The tangent plane to the surface $z = {x^2} - 2xy + {y^2}$ has this normal vector and it also passes through the point $\left( {1,2,1} \right)$. It will therefore have a vector equation of the form:
$\overrightarrow r \cdot \overrightarrow n = \overrightarrow a \cdot \overrightarrow n$-------(4)

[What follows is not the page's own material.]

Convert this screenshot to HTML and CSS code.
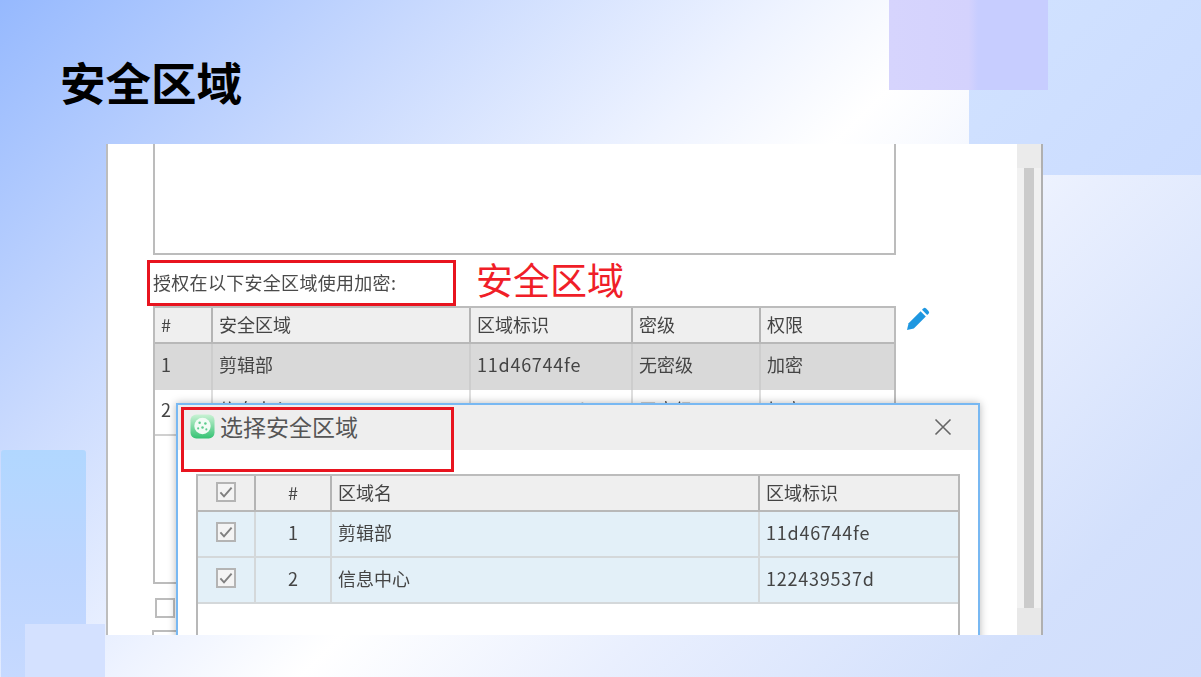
FILE: index.html
```html
<!DOCTYPE html>
<html lang="zh">
<head>
<meta charset="utf-8">
<title>安全区域</title>
<link rel="stylesheet" href="styles.css">
</head>
<body>
<div class="slide">
  <div class="deco deco-right"></div>
  <div class="deco deco-purple"></div>
  <div class="deco deco-left"></div>
  <div class="deco deco-corner"></div>

  <h1 class="title">安全区域</h1>

  <div class="window">
    <div class="main">
      <div class="textbox"></div>
      <div class="label-row">授权在以下安全区域使用加密:</div>
      <div class="bg-table">
        <div class="row bg-cols head"><span>#</span><span>安全区域</span><span>区域标识</span><span>密级</span><span>权限</span></div>
        <div class="row bg-cols selected"><span>1</span><span>剪辑部</span><span class="latin">11d46744fe</span><span>无密级</span><span>加密</span></div>
        <div class="row bg-cols plain"><span>2</span><span>信息中心</span><span class="latin">122439537d</span><span>无密级</span><span>加密</span></div>
      </div>
      <div class="check-empty"></div>
      <div class="field-stub"></div>
    </div>
    <div class="scrollbar"><div class="thumb"></div></div>

    <svg class="pencil" viewBox="0 0 24 24"><path d="M1 23l1.600-6.800L14.600 4.200l5.200 5.200L7.800 21.400z" fill="#1f97e0"/><path d="M16 2.800l1.300-1.300a2 2 0 0 1 2.800 0l2.400 2.400a2 2 0 0 1 0 2.800l-1.300 1.300z" fill="#1f97e0"/></svg>

    <div class="mark mark-label"></div>
    <div class="mark-text">安全区域</div>

    <div class="dialog">
      <div class="dialog-head">
        <svg class="app-icon" viewBox="0 0 26 26">
          <defs><linearGradient id="appg" x1="0" y1="0" x2="0" y2="1"><stop offset="0" stop-color="#c9f2d4"/><stop offset="1" stop-color="#35c273"/></linearGradient></defs>
          <rect x="0.500" y="0.500" width="25" height="25" rx="6" fill="url(#appg)"/>
          <circle cx="13" cy="12.500" r="8.500" fill="#f2fbf5"/>
          <circle cx="10" cy="9" r="1.300" fill="#5ccb8c"/><circle cx="16" cy="10" r="1.300" fill="#5ccb8c"/><circle cx="13" cy="14" r="1.300" fill="#5ccb8c"/><circle cx="8.500" cy="15" r="1.100" fill="#5ccb8c"/><circle cx="17" cy="16" r="1.100" fill="#5ccb8c"/>
        </svg>
        <span class="dialog-title">选择安全区域</span>
        <svg class="close" viewBox="0 0 18 18"><path d="M1.500 1.500l15 15M16.500 1.500l-15 15" stroke="#666" stroke-width="1.600" fill="none"/></svg>
      </div>
      <div class="dialog-body">
        <div class="dlg-table">
          <div class="row dlg-cols head">
            <span class="center"><i class="check"><svg viewBox="0 0 20 20"><path d="M3 10.500l4.500 5 9.500-11" stroke="#808080" stroke-width="2.400" fill="none"/></svg></i></span>
            <span class="center">#</span><span>区域名</span><span>区域标识</span>
          </div>
          <div class="row dlg-cols chosen">
            <span class="center"><i class="check"><svg viewBox="0 0 20 20"><path d="M3 10.500l4.500 5 9.500-11" stroke="#808080" stroke-width="2.400" fill="none"/></svg></i></span>
            <span class="center">1</span><span>剪辑部</span><span class="latin">11d46744fe</span>
          </div>
          <div class="row dlg-cols chosen">
            <span class="center"><i class="check"><svg viewBox="0 0 20 20"><path d="M3 10.500l4.500 5 9.500-11" stroke="#808080" stroke-width="2.400" fill="none"/></svg></i></span>
            <span class="center">2</span><span>信息中心</span><span class="latin">122439537d</span>
          </div>
        </div>
      </div>
      <div class="mark mark-title"></div>
    </div>
  </div>
</div>
</body>
</html>
```

FILE: styles.css
```css
* { box-sizing: border-box; }
html, body { margin: 0; padding: 0; }
body {
  width: 1201px;
  height: 677px;
  overflow: hidden;
  font-family: "Noto Sans CJK SC", "Noto Sans", sans-serif;
}
.slide {
  position: relative;
  width: 1201px;
  height: 677px;
  overflow: hidden;
  padding-top: 51px;
  background: linear-gradient(135deg, #96b9fe 0%, #c8d9fe 23%, #eef3ff 42%, #ffffff 52%, #e9effe 68%, #d3e0fc 88%, #cfddfc 100%);
}
.deco { position: absolute; }
.deco-right {
  left: 969px; top: 0; width: 232px; height: 175px;
  background: linear-gradient(135deg, #d1e2ff, #cbdcff);
}
.deco-purple {
  left: 889px; top: 0; width: 159px; height: 90px;
  background: linear-gradient(90deg, #d6d4fd 0%, #d4d2fd 50%, #c7cdff 56%, #c7cdff 100%);
}
.deco-left {
  left: 1px; top: 450px; width: 85px; height: 227px;
  border-radius: 3px 3px 0 0;
  background: linear-gradient(180deg, #b1d7ff 0%, #bcd5ff 50%, #c6d9ff 100%);
}
.deco-corner {
  left: 25px; top: 624px; width: 80px; height: 53px;
  background: #d4e1ff;
}
.title {
  position: relative;
  margin: 0 0 0 60px;
  height: 60px;
  font-size: 45.500px;
  line-height: 60px;
  font-weight: 700;
  color: #000;
}
.window {
  position: relative;
  display: flex;
  margin: 33px 0 0 106px;
  width: 937px;
  height: 491px;
  overflow: hidden;
  background: #fff;
  border-left: 2px solid #bdbdbd;
  border-right: 2px solid #b0b0b0;
  color: #444;
  font-size: 18px;
}
.main {
  flex: 1;
  padding-left: 45px;
  min-width: 0;
  filter: blur(0.4px);
}
.textbox {
  width: 743px;
  height: 111px;
  border: 2px solid #bcbcbc;
  border-top: 0;
}
.label-row {
  height: 51px;
  padding: 13px 0 0 0;
  font-size: 18px;
  letter-spacing: 0.300px;
  line-height: 28px;
  color: #4a4a4a;
  white-space: nowrap;
}
.bg-table {
  width: 743px;
  height: 278px;
  border: 2px solid #bcbcbc;
  border-top: 0;
}
.row { display: grid; }
.row > span {
  display: flex;
  align-items: center;
  padding-left: 6px;
  border-left: 2px solid #c4c4c4;
  white-space: nowrap;
}
.row > span:first-child { border-left: 0; }
.row > .latin { letter-spacing: 0.750px; }
.bg-cols { grid-template-columns: 56px 258px 162px 128px 135px; }
.head {
  background: #efefef;
  border-top: 2px solid #bcbcbc;
  border-bottom: 2px solid #b8b8b8;
  height: 38px;
}
.head > span { border-left-color: #b4b4b4; padding-bottom: 3px; }
.selected { background: #d9d9d9; height: 46px; }
.selected > span { border-left-color: #cdcdcd; padding-bottom: 7px; }
.plain { height: 46px; border-bottom: 2px solid #d0d0d0; }
.plain > span { border-left-color: #dedede; padding-bottom: 7px; }
.check-empty {
  width: 20px;
  height: 20px;
  margin: 14px 0 0 2px;
  border: 2px solid #bcbcbc;
}
.field-stub {
  width: 200px;
  height: 30px;
  margin: 12px 0 0 -1px;
  border: 2px solid #bcbcbc;
}
.scrollbar {
  width: 24px;
  flex: none;
  padding: 24px 7px 27px;
  background: linear-gradient(180deg, #ebebeb 0 24px, #f1f1f1 24px 464px, #e8e8e8 464px);
}
.thumb { width: 10px; height: 100%; background: #cbcbcb; }
.pencil {
  position: absolute;
  left: 798px; top: 163px;
  width: 24px; height: 24px;
}
.mark {
  position: absolute;
  border: 3px solid #e8141f;
}
.mark-label {
  left: 39px; top: 116px;
  width: 309px; height: 46px;
}
.mark-text {
  position: absolute;
  left: 368px; top: 108px;
  font-size: 37px;
  line-height: 54px;
  color: #f01e28;
  white-space: nowrap;
}
.dialog {
  position: absolute;
  left: 68px; top: 259px;
  width: 804px;
  height: 320px;
  background: #fff;
  border: 2px solid #78b8f2;
  border-bottom: 0;
  box-shadow: 0 0 8px rgba(0, 0, 0, 0.28);
}
.dialog-head {
  display: flex;
  align-items: center;
  height: 45px;
  padding: 0 26px 0 12px;
  background: #eeeeee;
}
.app-icon { width: 25px; height: 25px; flex: none; margin-top: -3px; }
.dialog-title {
  flex: 1;
  margin: -4px 0 0 5px;
  font-size: 23px;
  line-height: 30px;
  color: #555;
}
.close { width: 18px; height: 18px; margin-top: -2px; }
.dialog-body { padding: 24px 18px 0 18px; }
.dlg-table {
  height: 300px;
  border: 2px solid #b8b8b8;
  border-top: 0;
  border-bottom: 0;
  filter: blur(0.4px);
}
.dlg-cols { grid-template-columns: 56px 76px 428px 1fr; }
.chosen { background: #e3f0f8; height: 46px; border-bottom: 2px solid #d4d8da; }
.chosen > span { border-left-color: #d4d8da; padding-bottom: 5px; }
.row > .center { justify-content: center; padding-left: 0; padding-right: 0; }
.check {
  display: block;
  width: 20px; height: 20px;
  border: 2px solid #b4b4b4;
  background: #f4f4f4;
}
.check svg { display: block; width: 16px; height: 16px; }
.mark-title {
  left: 3px; top: 2px;
  width: 273px; height: 65px;
}
```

Where $\overrightarrow r = \left\langle {x,y,z} \right\rangle$ and $\overrightarrow n = \left\langle { - 2,2, - 1} \right\rangle$ is the normal vector and a is any point in the plane i.e., $\overrightarrow a = \left\langle {1,2,1} \right\rangle$
Substitute $\overrightarrow r$,$\overrightarrow n$ and $\overrightarrow a$ in the equation (4), then
$\Rightarrow \,\,\left\langle {x,y,z} \right\rangle \cdot \left\langle { - 2,2, - 1} \right\rangle = \left\langle {1,2,1} \right\rangle \cdot \left\langle { - 2,2, - 1} \right\rangle$
we know from the scalar dot product
$- 2x + 2y - z = - 2 + 4 - 1$
On simplification., we get
$- 2x + 2y - z = 1$
Multiplying the whole equation by -1, then
$\therefore\,\,2x - 2y + z = - 1$

Hence, the equation for the tangent plane to the surface $z = {x^2} - 2xy + {y^2}$ through the point $\left( {1,2,1} \right)$ is $2x - 2y + z = - 1$.

Note: Here we differentiate partially the function with respect to x, y and z. We treat other variables as constant while differentiating with respect to one variable. We must know about the vector equation of general form and then we can determine the equation for the tangent.